Our model for the timing of the CR introduces many of the important concepts in the timing framework. One concept is that remembered intervals have scalar variability. This means that the trial-to-trial variability in an interval retrieved from memory is proportional to the magnitude of that interval. The bigger a magnitude read from memory, the more that magnitude varies from one reading to the next. Another broad concept is that conditioned behavior is the result of simple decisions based on the comparison of mental magnitudes, like, for example, the mental magnitudes (signals in the brain) that represent intervals. The animal responds when a decision variable exceeds a threshold. The decision variable is itself created by means of a simple arithmetic comparison, usually between a currently elapsing interval and a remembered interval. A third concept is that decision variables are ratios, not differences. For example, the decision whether to respond at a certain latency is based on the ratio of the currently elapsed interval to a remembered interval. When that ratio exceeds a threshold the animal responds. Unifying these three concepts is the concept of the time-scale invariance of the conditioning process, which is seen to be a consequence of these principles. Empirically, time-scale invariance means that conditioning data are unaffected by the time scale of the experiment. For example, the form of the distribution of CRs about the reinforcement latency does not depend on that latency; the distributions observed with different reinforcement latencies differ only by a scaling factor.

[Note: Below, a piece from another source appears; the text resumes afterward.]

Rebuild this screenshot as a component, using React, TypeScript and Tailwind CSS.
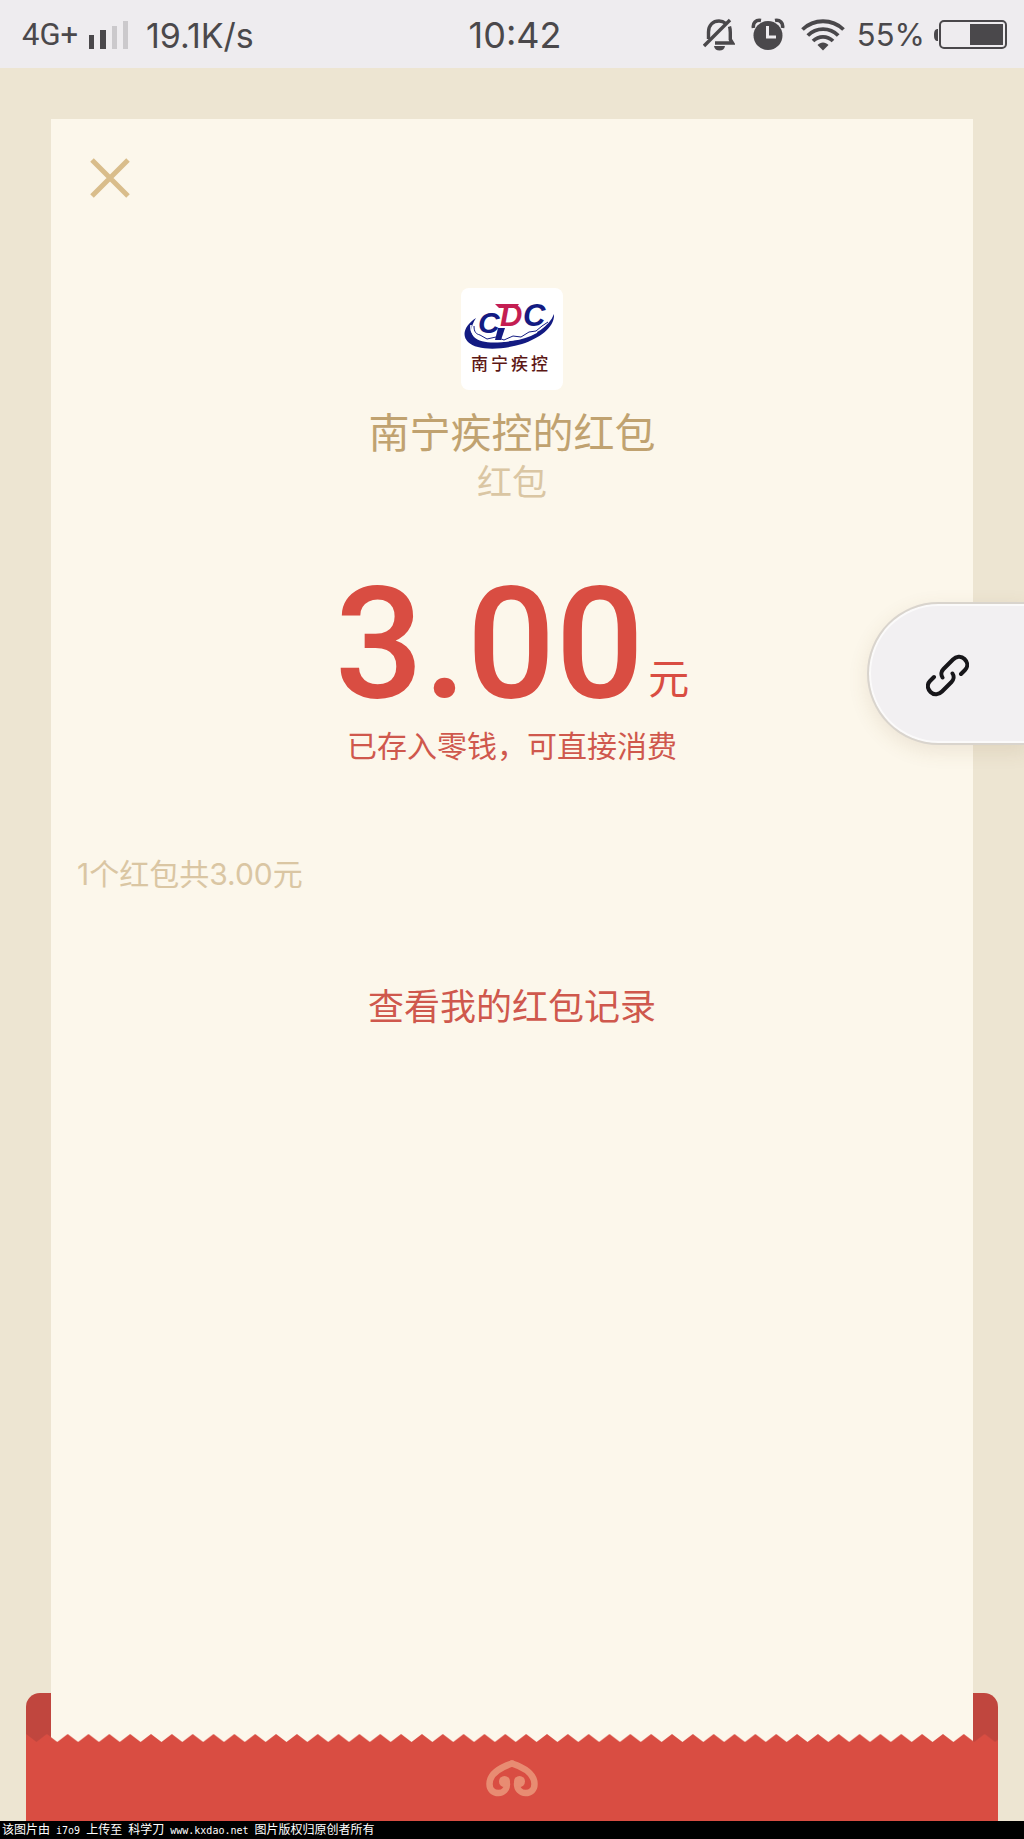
import React from 'react';

const SignalIcon = () => (
  <svg width="40" height="28" viewBox="0 0 40 28" aria-hidden="true">
    <rect x="0" y="14" width="5" height="14" fill="#4a484b" />
    <rect x="11" y="9" width="6" height="19" fill="#4a484b" />
    <rect x="23" y="5" width="5" height="23" fill="#cbc9cc" />
    <rect x="34" y="0" width="5" height="28" fill="#cbc9cc" />
  </svg>
);

const MutedBellIcon = () => (
  <svg width="32" height="34" viewBox="0 0 32 34" fill="none" aria-hidden="true">
    <path d="M5.500 21V14C5.500 7 10 3 16 3c3 0 5 1 7 2.500M26.500 8.500c.7 2 .8 4 .8 6v7l2.200 3.500H12" stroke="#4a484b" strokeWidth="3.400" />
    <path d="M1 28 27 2" stroke="#4a484b" strokeWidth="3.400" />
    <path d="M11 28h11c-.5 3-2.500 4.500-5.500 4.500S11.500 31 11 28Z" fill="#4a484b" />
  </svg>
);

const AlarmIcon = () => (
  <svg width="34" height="34" viewBox="0 0 34 34" fill="none" aria-hidden="true">
    <circle cx="17" cy="17.500" r="14.500" fill="#4a484b" />
    <path d="M2.500 10C1.500 5 5 1.500 10 2.500M31.500 10c1-5-2.500-8.500-7.500-7.500" stroke="#4a484b" strokeWidth="3.600" />
    <path d="M16.500 8v11H25" stroke="#eeecef" strokeWidth="3" />
  </svg>
);

const WifiIcon = () => (
  <svg width="44" height="32" viewBox="0 0 44 32" fill="none" stroke="#4a484b" strokeWidth="3.800" aria-hidden="true">
    <path d="M1.500 10.500C13-.5 31-.5 42.500 10.500" />
    <path d="M6.800 16.500c8.500-8.500 22-8.500 30.400 0" />
    <path d="M12 22c5.800-5.600 14.200-5.600 20 0" />
    <path d="M16.500 26c3-3.500 8-3.500 11 0L22 31.500Z" fill="#4a484b" stroke="none" />
  </svg>
);

const BatteryIcon = () => (
  <svg width="74" height="30" viewBox="0 0 74 30" fill="none" aria-hidden="true">
    <path d="M4 9v12C1 21 0 19 0 15s1-6 4-6Z" fill="#4a484b" />
    <rect x="6" y="1" width="66" height="27" rx="4" stroke="#4a484b" strokeWidth="2" />
    <rect x="36" y="4" width="33" height="21" fill="#4a484b" />
  </svg>
);

const StatusBar = () => (
  <header className="grid h-[68px] grid-cols-[1fr_auto_1fr] items-center bg-[#eeecef] pt-[2px] pr-4 pl-[22px] font-['Inter',sans-serif] text-[#4a484b]">
    <div className="flex items-center">
      <span className="w-[67px] font-['Roboto',sans-serif] text-[31px]">4G+</span>
      <SignalIcon />
      <span className="ml-[17px] text-[34px]">19.1K/s</span>
    </div>
    <time className="text-[36px]">10:42</time>
    <div className="flex items-center justify-end">
      <MutedBellIcon />
      <span className="ml-4"><AlarmIcon /></span>
      <span className="ml-4"><WifiIcon /></span>
      <span className="ml-3 text-[31px]">55%</span>
      <span className="ml-[9px]"><BatteryIcon /></span>
    </div>
  </header>
);

const SenderLogo = () => (
  <svg className="size-[102px] rounded-lg bg-white" viewBox="0 0 102 102" role="img" aria-label="南宁疾控">
    <path d="M15 30C4 37 0 47 7 54c9 9 35 8 54 2 18-6 33-17 32-30-5 13-19 21-35 25-19 5-38 5-45-2-4-5-3-11 2-19Z" fill="#131b82" />
    <path d="M10 37c-1 9 4 13 13 15 18 3 39 0 53-8" fill="none" stroke="#fff" strokeWidth="1.500" />
    <path d="M13 38c0 6 2 8 6 9l7 4 9-2 8 3 9-4 8 1 8-5 7-1 6-5 6-4" fill="none" stroke="#131b82" strokeWidth="1" />
    <g fontFamily="Liberation Sans, sans-serif" fontStyle="italic" fontWeight="700">
      <text x="17" y="45" fontSize="30" fill="#131b82">C</text>
      <text x="39" y="38" fontSize="31" fill="#c41e52">D</text>
      <text x="62" y="38" fontSize="31" fill="#131b82">C</text>
    </g>
    <path d="M34 16h24l-3 4H38Z" fill="#c41e52" />
    <path d="M37 40h7l-4 12h-6Z" fill="#131b82" />
    <text x="10" y="82" fontSize="17" fontWeight="500" fill="#5c1714" fontFamily="Noto Sans CJK SC, sans-serif">
      <tspan x="10">南</tspan>
      <tspan x="30">宁</tspan>
      <tspan x="50">疾</tspan>
      <tspan x="70">控</tspan>
    </text>
  </svg>
);

// Serrated edge along the mouth of the envelope
const TornEdge = () => (
  <svg className="-mt-2 block h-2 w-full" aria-hidden="true">
    <defs>
      <pattern id="teeth" width="20.84" height="8" patternUnits="userSpaceOnUse">
        <path d="M0 8V0l10.420 8L20.840 0v8Z" fill="#d94d42" />
      </pattern>
    </defs>
    <rect width="100%" height="8" fill="url(#teeth)" />
  </svg>
);

const Ornament = () => (
  <svg width="52" height="38" viewBox="0 0 52 38" fill="none" stroke="#e88c72" strokeLinecap="round" aria-hidden="true">
    <path d="M26 4.500C14 8.500 3.500 15 3.500 25c0 6 4 9 9 9 5 0 8.500-4 8.500-9" strokeWidth="6.500" />
    <path d="M26 4.500c12 4 22.500 10.500 22.500 20.500 0 6-4 9-9 9-5 0-8.500-4-8.500-9" strokeWidth="6.500" />
    <circle cx="18.500" cy="22.500" r="5.500" fill="#e88c72" stroke="none" />
    <circle cx="33.500" cy="22.500" r="5.500" fill="#e88c72" stroke="none" />
  </svg>
);

const Envelope = () => (
  <footer className="mx-[26px]">
    <div className="h-[49px] rounded-t-[14px] bg-[#c0463e] px-[25px]">
      <div className="h-full bg-[#fcf7eb]" />
    </div>
    <TornEdge />
    <div className="flex h-[79px] justify-center bg-[#d94d42] pt-[17px]">
      <Ornament />
    </div>
  </footer>
);

const FloatingLink = () => (
  <button
    type="button"
    aria-label="链接"
    className="absolute top-[602px] -right-1 h-[143px] w-[161px] rounded-l-full border-2 border-r-0 border-[#d9d4cd] bg-[#f2f0f2] pl-[57px] shadow-[0_6px_20px_rgba(120,90,50,0.12),inset_0_0_0_2px_#fbfafa]"
  >
    <svg className="mt-1" width="43" height="43" viewBox="0 0 43 43" fill="none" stroke="#17161a" strokeWidth="4" strokeLinecap="round" strokeLinejoin="round" aria-hidden="true">
      <path d="M16.500 23.500c-2-3-1-6.500 1-8.500L27 5.500c3-3 8-4 11.500-.5s3.500 8 .5 11L35 20" />
      <path d="M26.500 19.500c2 3 1 6.500-1 8.500L16 37.500c-3 3-8 4-11.500.5s-3.500-8-.5-11L8 23" />
    </svg>
  </button>
);

export default function App() {
  return (
    <div className="relative flex min-h-screen flex-col overflow-hidden bg-[#ede5d2] font-['Noto_Sans_CJK_SC',sans-serif]">
      <StatusBar />
      <main className="mx-[51px] mt-[51px] flex flex-1 flex-col bg-[#fcf7eb]">
        <div className="px-[38px] pt-[38px]">
          <button type="button" aria-label="关闭" className="block">
            <svg width="42" height="42" viewBox="0 0 42 42" stroke="#d9bd8b" strokeWidth="5" aria-hidden="true">
              <path d="M3 3 39 39M39 3 3 39" />
            </svg>
          </button>
        </div>
        <section className="flex flex-col items-center pt-[89px]">
          <SenderLogo />
          <h1 className="mt-4 text-[41px] leading-[48px] text-[#c0a270]">南宁疾控的红包</h1>
          <p className="mt-[2px] text-[35px] leading-[48px] text-[#dac6a3]">红包</p>
          <p className="mt-[60px] flex items-end text-[#d94d42]">
            <span className="font-['Roboto',sans-serif] text-[156px] leading-[160px] font-medium">3.00</span>
            <span className="mb-6 ml-1 text-[41px] leading-[48px]">元</span>
          </p>
          <p className="text-[30px] leading-[40px] text-[#cf584d]">已存入零钱，可直接消费</p>
        </section>
        <p className="mt-[90px] pl-[26px] font-['Inter','Noto_Sans_CJK_SC',sans-serif] text-[30px] leading-[40px] text-[#dac6a3]">
          1个红包共3.00元
        </p>
        <a href="#records" className="mt-[86px] self-center text-[36px] leading-[48px] text-[#cf584d]">
          查看我的红包记录
        </a>
      </main>
      <Envelope />
      <p className="h-[18px] bg-black pl-[2px] font-['DejaVu_Sans_Mono',monospace] text-[10px] leading-[18px] whitespace-pre text-white">
        <span className="font-['Noto_Sans_CJK_SC',sans-serif] text-xs leading-[16px]">该图片由</span> i7o9{' '}
        <span className="font-['Noto_Sans_CJK_SC',sans-serif] text-xs leading-[16px]">上传至</span>{' '}
        <span className="font-['Noto_Sans_CJK_SC',sans-serif] text-xs leading-[16px]">科学刀</span> www.kxdao.net{' '}
        <span className="font-['Noto_Sans_CJK_SC',sans-serif] text-xs leading-[16px]">图片版权归原创者所有</span>
      </p>
      <FloatingLink />
    </div>
  );
}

The most common elementary Pavlovian conditioning protocol is diagrammed in Fig. 1.1. A CS (typically, a tone or light) is presented for a fixed interval T, at the end of which the unconditioned stimulus (US; also known as reinforcement) occurs. The presentation of the CS is called a trial. Because the US is delivered coincident with the termination of CS presentation, the trial duration and the reinforcement latency (delay between CS onset and reinforcement) are one and the same. The interval after a trial during which nothing happens is the intertrial interval. Test trials without reinforcement are given after a certain number of training trials to probe for the strength of the CR to the CS.
Fig. 1.1. Time line for simple classical conditioning. The duration of the CS is T, the reinforcement (dot) coincides with the offset of the CS. For reasons to be explained later, the duration of this reinforcement (the duration of the US) may be ignored. The other important interval is I, the interval between trials (CS presentations). The sum of the I and T is C, the cycle duration.
If one records the distribution of conditioned responses on test trials, one generally finds that they are maximally likely toward the end of a trial, that is, the mode (peak) of the distribution is close to the reinforcement latency (see Fig. 1.4). This means that the subject generally does not react to the CS when it is first presented (see Figs. 1.2 and 1.3). It reacts only as the time of expected reinforcement approaches. The longer the duration of a trial, that is, the longer the reinforcement latency, the longer the CR is delayed.
Fig. 1.2. A representative example of the conditioned eyeblink response on a single test trial in an experiment in which rabbits were conditioned to blink in response to a tone that signaled a puff of air to the sclera of the eye. The latency of reinforcement on training trials (time from CS onset to delivery of the air puff) was always either 400 ms or 900 ms, but this latency varied randomly (unpredictably) from trial to trial. The rabbit learned to blink twice on each trial, once at a latency of approximately 400 ms and once at a latency of approximately 900 ms. (Reproduced from Fig. 3, p. 289 of Kehoe, Graham-Clarke, & Schreurs, 1989. Copyright © 1989 by the American Psychological Association. Reprinted with permission.)
Fig. 1.3. Data from a one-trial contextual fear conditioning experiment. Rats were given a brief foot shock 3 min after being placed in an experimental chamber (the context). The next day, they were again placed in the chamber, and their freezing behavior (a manifestation of fear) was scored during an 8-min test. The percentage of rats observed to be freezing was maximal at the latency at which they had been shocked the previous day. (From Fanselow & Stote, 1995, reproduced by permission of the authors.)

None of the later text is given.